Retrieval Augmented Generation

Use RAG to improve the results of your large language model without re-training

Overview

Embeddings can be used to "augment" Large Language Model deployments. More specifically, the information in an embedding can be searched during inference requests to the large language model (LLM) to supplement the customer request with additional context. This approach is often referred to as Retrieval Augmented Generation.

Retrieval augmented generation (RAG) leverages knowledge stored in a retrieval system to make the output of a large language model more accurate. Before the model generates a response, it first searches this new knowledge base for any information or context that is relevant to the prompt. Any information found is then seamlessly integrated with a generative model and is included as part of the model’s response.

This approach can help address limitations of LLMs. LLMs can be factually incorrect and can "hallucinate" by presenting false information in coherent, convincing ways. Incorporating pre-verified information from an embedding into the LLM request helps to ensure that responses from the model are factually correct.

Augmenting an LLM also allows the embedding information to be easily swapped out.

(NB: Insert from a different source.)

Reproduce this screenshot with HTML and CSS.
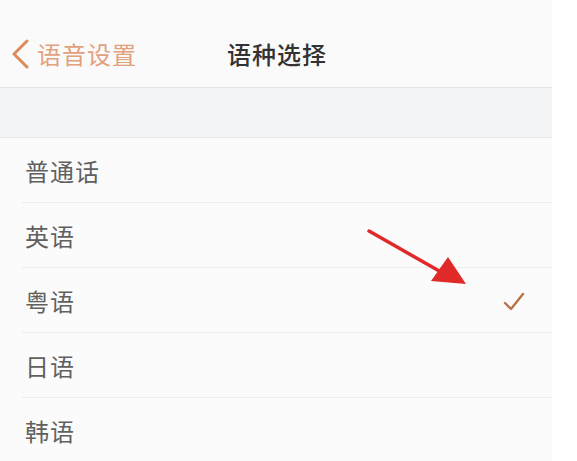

Instead of retraining an LLM with new information each time that information changes, you can simply update the embedding. Once the information is added to the embedding, this additional information will automatically be provided to the LLM.

How to Augment a Deployment

You can augment a deployment either from the embedding detail page or from a model deployment page. Please note that embeddings augment Deployments not Models. This means one model can have multiple deployments that are each augmented with a different embedding.

🚧

Currently you can only augment deployments of the "Hive LLM Chat 70B" model. You cannot augment a custom LLM project.

Augment From an Embedding

After you have created an embedding, you can augment any active deployment with that embedding from embedding detail page. To do this, click on Augment Deployment button and select which deployment you want to augment. From here, you can start using your deployment via API as outlined on the Deployments page.

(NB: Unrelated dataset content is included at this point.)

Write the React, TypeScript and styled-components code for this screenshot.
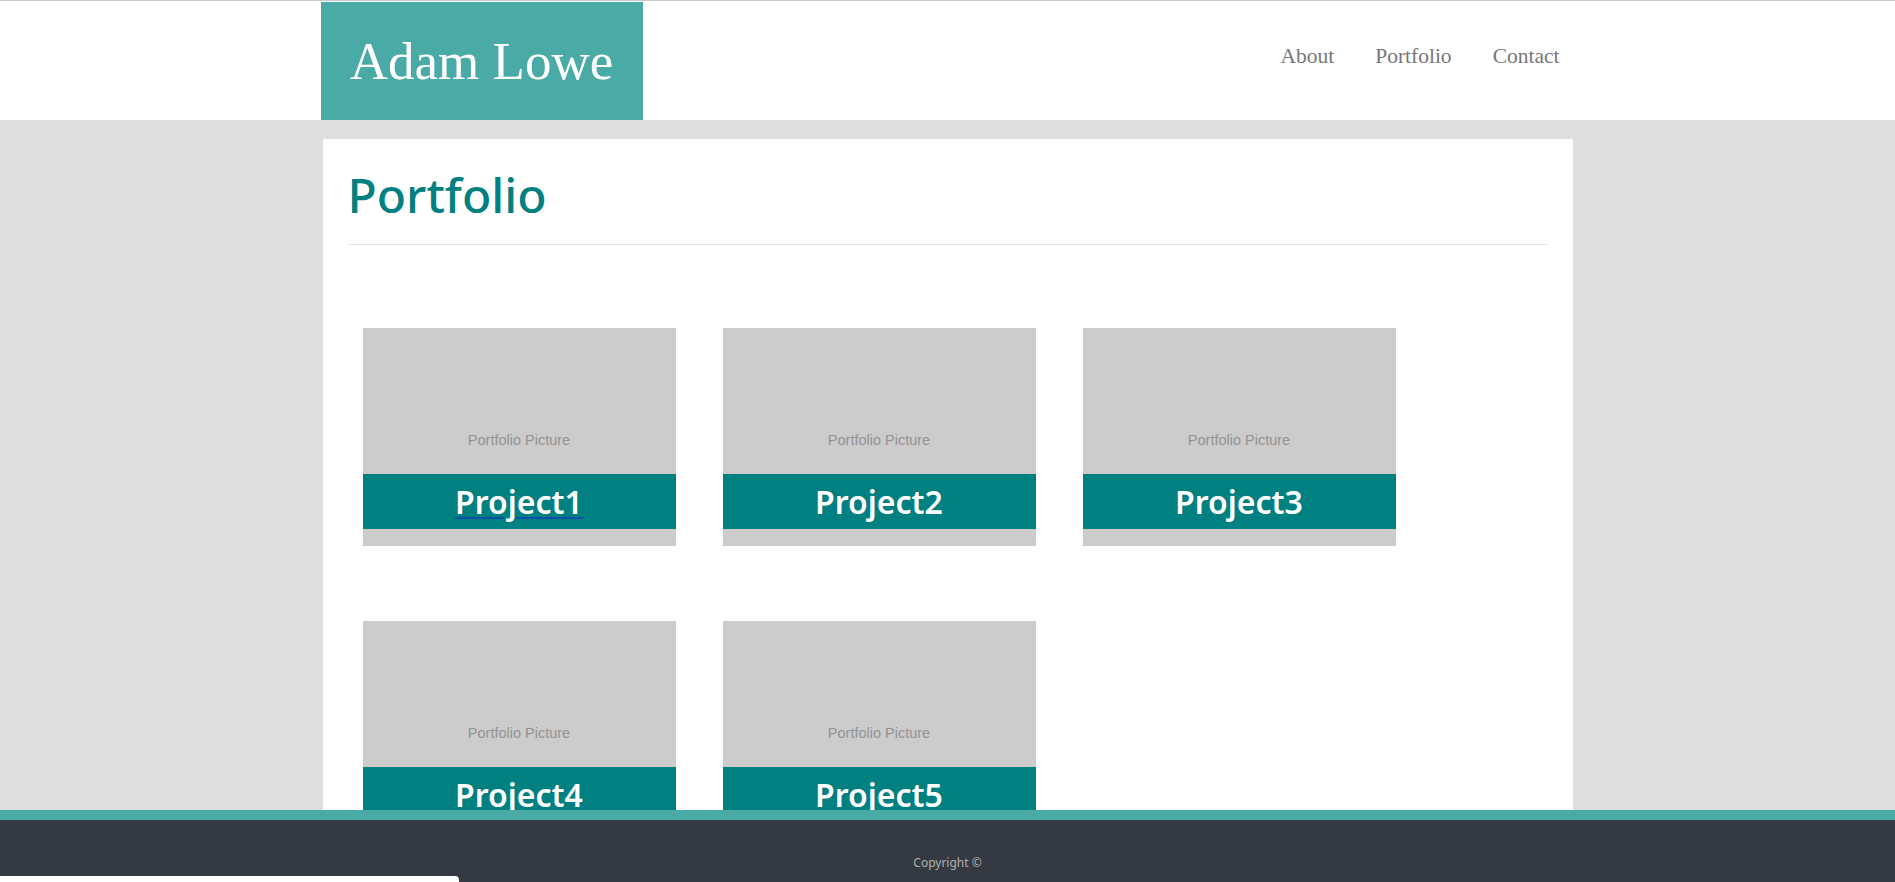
import { styled, createGlobalStyle } from 'styled-components';

const GlobalStyle = createGlobalStyle`
  html, body {
    margin: 0;
    padding: 0;
    background-color: #dddddd;
  }
  * {
    box-sizing: border-box;
  }
`

const Header = styled.header`
  background-color: #ffffff;
  border-top: 1px solid #cccccc;
  padding-top: 1px;
`

const HeaderInner = styled.div`
  width: 1254px;
  margin: 0 auto;
  display: flex;
  justify-content: space-between;
  align-items: flex-start;
`

const Logo = styled.a`
  display: flex;
  align-items: center;
  justify-content: center;
  width: 322px;
  height: 118px;
  background-color: #4aaaa5;
  color: #ffffff;
  font-family: "Liberation Serif", serif;
  font-size: 53px;
  line-height: 1.15;
  text-decoration: none;
`

const Nav = styled.nav`
  display: flex;
  gap: 41px;
  padding: 42px 15px 0 0;
`

const NavLink = styled.a`
  font-family: "Liberation Serif", serif;
  font-size: 21.5px;
  line-height: 1.15;
  color: #777777;
  text-decoration: none;
  cursor: pointer;
`

const Main = styled.main`
  width: 1250px;
  min-height: 760px;
  margin: 19px auto 0;
  padding: 23px 25px 120px;
  background-color: #ffffff;
`

const Title = styled.h1`
  margin: 0 0 17px;
  font-family: "Noto Sans", sans-serif;
  font-size: 48px;
  font-weight: 500;
  line-height: normal;
  color: #008080;
`

const Rule = styled.hr`
  margin: 0;
  border: none;
  border-top: 1px solid #e5e5e5;
`

const Grid = styled.div`
  display: grid;
  grid-template-columns: repeat(3, 313px);
  column-gap: 47px;
  row-gap: 75px;
  margin-top: 83px;
  padding-left: 15px;
`

const Card = styled.div`
  display: flex;
  flex-direction: column;
  height: 218px;
  background-color: #cccccc;
`

const Picture = styled.div`
  height: 146px;
  padding-top: 104px;
  text-align: center;
  font-family: "Liberation Sans", Arial, sans-serif;
  font-size: 14.5px;
  line-height: normal;
  color: #939393;
`

const Band = styled.div`
  height: 55px;
  background-color: #008080;
  text-align: center;
`

const ProjectLink = styled.a<{ $active?: boolean }>`
  font-family: "Noto Sans", sans-serif;
  font-size: 32px;
  font-weight: 600;
  line-height: 55px;
  color: #ffffff;
  text-decoration: ${props => props.$active ? 'underline' : 'none'};
  text-decoration-color: #0b4fa8;
  text-decoration-thickness: 2px;
  text-underline-offset: 3px;
  cursor: pointer;
`

const Footer = styled.footer`
  position: fixed;
  left: 0;
  right: 0;
  bottom: 0;
  height: 72px;
  border-top: 10px solid #4aaaa5;
  background-color: #353a42;
  padding-top: 35px;
  text-align: center;
  font-family: "Noto Sans", sans-serif;
  font-size: 12px;
  line-height: 16px;
  color: #b0b0b0;
`

const StatusBubble = styled.div`
  position: fixed;
  left: 0;
  bottom: 0;
  width: 459px;
  height: 6px;
  background-color: #ffffff;
  border-top-right-radius: 4px;
`

const projects = ['Project1', 'Project2', 'Project3', 'Project4', 'Project5'];

function App() {
  return (
    <>
      <GlobalStyle />
      <Header>
        <HeaderInner>
          <Logo>Adam Lowe</Logo>
          <Nav>
            <NavLink>About</NavLink>
            <NavLink>Portfolio</NavLink>
            <NavLink>Contact</NavLink>
          </Nav>
        </HeaderInner>
      </Header>
      <Main>
        <Title>Portfolio</Title>
        <Rule />
        <Grid>
          {projects.map((name, index) => (
            <Card key={name}>
              <Picture>Portfolio Picture</Picture>
              <Band>
                <ProjectLink $active={index === 0}>{name}</ProjectLink>
              </Band>
            </Card>
          ))}
        </Grid>
      </Main>
      <Footer>Copyright ©</Footer>
      <StatusBubble />
    </>
  )
}

export default App;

To augment a deployment, select the `Augment Deployment` button on the top right of the detail page for an individual embedding.

To augment a deployment, select the Augment Deployment button on the top right of the detail page for an individual embedding.

Augment From a Deployment

You can also augment a deployment directly from the Deployments tab of any model's details page. After creating a deployment of the "Hive LLM Chat 70B" model, select the Deployments tab. You will then be able to Add Embedding to the active deployment of your choice.

To augment a deployment, select the `Add Embedding` button that appears after expanding the details of that deployment.

To augment a deployment, select the Add Embedding button that appears after expanding the details of that deployment.